## What to produce:
Count how many lines of the material below have the word "React" and give only the number.
-- start of Data lines --
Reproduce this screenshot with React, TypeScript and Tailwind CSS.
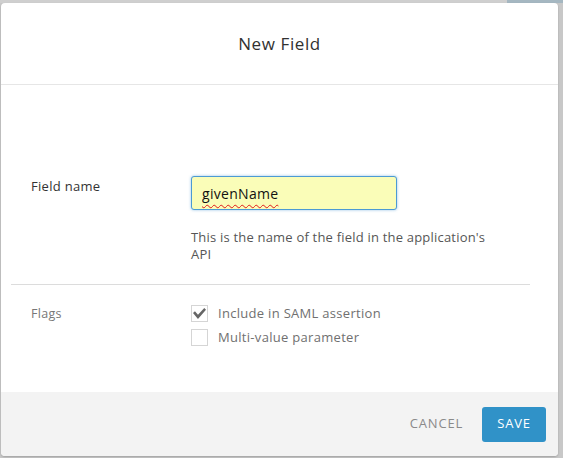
import React, { useState } from 'react';

const font = { fontFamily: '"Open Sans", "Noto Sans", Arial, sans-serif' };

function Check({ on }: { on: boolean }) {
  return (
    <span className="flex h-[17px] w-[17px] shrink-0 items-center justify-center border border-[#d5d5d5] bg-white">
      {on && (
        <svg viewBox="0 0 12 10" className="h-[11px] w-[13px]">
          <path d="M0 4.6 L4.6 10 L12 1.6 L10.4 0 L4.6 6.2 L1.8 3 Z" fill="#666" />
        </svg>
      )}
    </span>
  );
}

export default function App() {
  const [name, setName] = useState('givenName');
  const [saml, setSaml] = useState(true);
  const [multi, setMulti] = useState(false);

  return (
    <div className="h-[458px] w-[563px] overflow-hidden bg-[#c8c8c8]" style={font}>
      <div className="h-[3px] bg-[linear-gradient(to_right,#cfcfcf_507px,#a5b7c1_507px)]" />
      <div className="ml-[1px] flex h-[453px] w-[557px] flex-col overflow-hidden rounded-[4px] bg-white shadow-[0_1px_2px_rgba(0,0,0,0.2)]">
        {/* header */}
        <div className="flex h-[82px] items-center justify-center border-b border-[#e6e6e6]">
          <h2 className="text-[17px] tracking-[0.6px] text-[#313131]">New Field</h2>
        </div>

        {/* body */}
        <div className="flex-1 pl-[10px] pt-[91px]">
          <div className="flex px-[20px]">
            <label className="w-[160px] pt-[1px] text-[13px] tracking-[0.3px] text-[#333]">Field name</label>
            <div className="w-[312px]">
              <div className="relative h-[34px] w-[206px]">
                <input
                  value={name}
                  onChange={(e) => setName(e.target.value)}
                  spellCheck={false}
                  className="h-[34px] w-[206px] rounded-[3px] border border-[#4c9ad3] bg-[#fafdb8] px-[10px] text-[14px] tracking-[0.3px] text-[#111] shadow-[0_0_3px_rgba(76,154,211,0.6)] outline-none"
                />
                {/* spell-check squiggle under the value */}
                <span className="pointer-events-none absolute left-[11px] top-[8px] text-[14px] tracking-[0.3px] text-transparent underline decoration-[#e01818] decoration-wavy decoration-1 underline-offset-[4px]">
                  givenName
                </span>
              </div>
              <p className="mt-[19px] text-[13px] leading-[17px] tracking-[0.2px] text-[#565656]">
                This is the name of the field in the application's API
              </p>
            </div>
          </div>

          <div className="mt-[21px] mr-[28px] border-t border-[#dcdcdc]" />

          <div className="flex px-[20px] pt-[19px]">
            <span className="w-[160px] pt-[1px] text-[12.5px] tracking-[0.3px] text-[#777]">Flags</span>
            <div className="flex flex-col gap-[4px]">
              <label className="flex cursor-pointer items-center gap-[10px]" onClick={() => setSaml(!saml)}>
                <Check on={saml} />
                <span className="text-[13px] tracking-[0.3px] text-[#707070]">Include in SAML assertion</span>
              </label>
              <label className="flex cursor-pointer items-center gap-[10px]" onClick={() => setMulti(!multi)}>
                <Check on={multi} />
                <span className="text-[13px] tracking-[0.3px] text-[#707070]">Multi-value parameter</span>
              </label>
            </div>
          </div>
        </div>

        {/* footer */}
        <div className="flex h-[64px] items-center justify-end gap-[19px] bg-[#f3f3f3] pr-[12px]">
          <button className="text-[13px] tracking-[0.8px] text-[#8a8a8a]">CANCEL</button>
          <button className="h-[35px] w-[64px] rounded-[3px] bg-[#3092c8] text-[13px] tracking-[0.8px] text-white">
            SAVE
          </button>
        </div>
      </div>
    </div>
  );
}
-- end of Data lines --
## Response:
2